Learning takes quiet and rest. It takes introspection. It takes a pause to re-yoke ourselves to what matters. To remind ourselves, that we are all in this together. Wise thought of the week: perhaps we should not look at the Fourth of July as Independence Day, but as Interdependence Day. A day when we remind ourselves that we are yoked to one another. Another word for yoke is union. Another word for yoke United.
We hold up mirrors for one another. And when we have our red and our blue coats on, we can’t see clearly. We become “yoked” to our way of seeing things, our people, our teams, our side, me and mine and I. Maybe when we’re only seeing red or seeing blue it’s time to pause. To stop looking at the coats and look into faces. To see the eyes of one another, including ourselves. To see friendship in another’s face. To see our shared humanity. And perhaps even our shared divinity.
And when we see the color of “bad”, what do we do with that? Sometimes it’s so overwhelming we turn away, we bury our heads, or it’s so appalling we pull out our video cameras. We point our fingers and judge. We begin to see other people as different than us and defined by their behaviors.
But what could we do with it?
We could see our shared humanity. Faults are universal. And when we choose to yoke ourselves to one another, we see even the color “bad” as like us. Often the faults we dislike the most are ones that are echoed in some way within us. We can begin to see…oh, yeah, that was me, is me, or could be me. And the terrible things? Somewhere behind that terrible behavior is a human story. Somewhere behind that terrible behavior is another human being.
The color of “good”? Look for it! It’s so easy to get lost so sometimes we have to look for the color of “good” (around us and in us—don’t miss the small things…those small things add up). And perhaps for a time that’s all we need. But there is a next step. What do we do with it? PAUSE. We can emulate it.
It’s easy to see the good and admire it from afar. To look at those good people as something special and unique. But perhaps we could yoke it to ourselves. Look at the good and also say I can do that and then do it, even and especially when it’s hardest. It is a path of love and will lighten the burdens, not just for us, but for one another.

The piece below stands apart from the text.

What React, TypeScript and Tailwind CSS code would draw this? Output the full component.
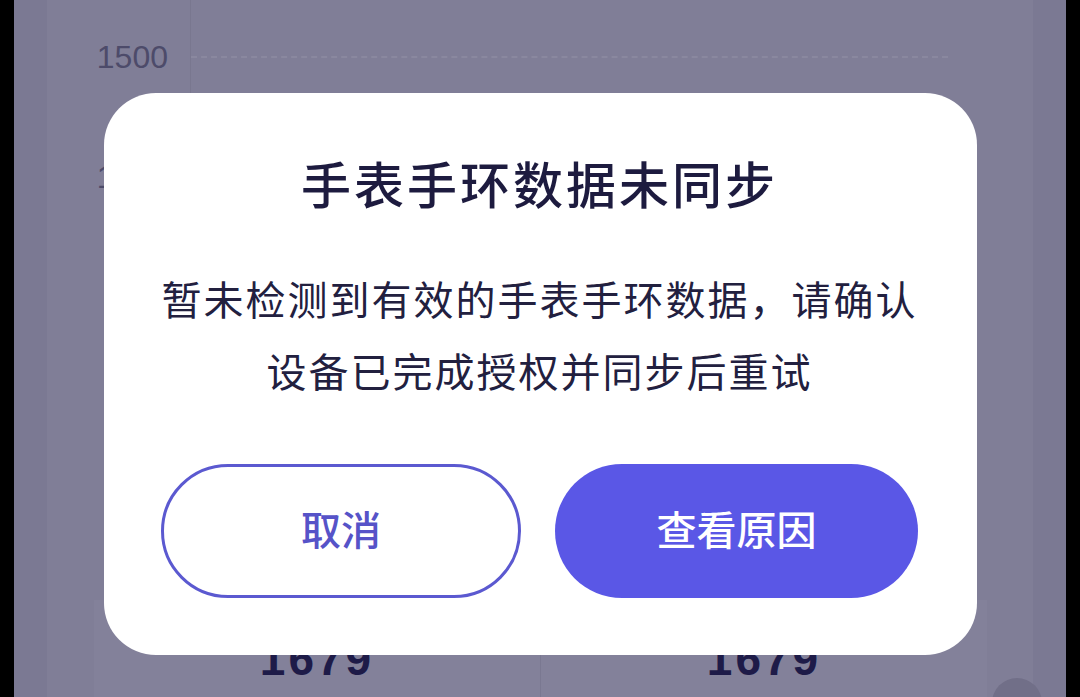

Let’s get past the coats and look into faces. To see the eyes of one another. To see friendship in one another’s faces. To seek out our shared humanity. To seek our shared divinity. To seek out the thing that God loves in each of us.
Invitation One: this week explore what it is you are yoked too. And where that path is leading you. Maybe there’s a shift to be made? Maybe you’re reminded you’re on the right path?
Invitation Two: (from the kids book) explore one mistake you’ve made.
Next write down at least three things you learned from that mistake. Remember hindsight is 20/20—this is where that comes in handy.
And lastly, notice how you have grown spiritually from that mistake.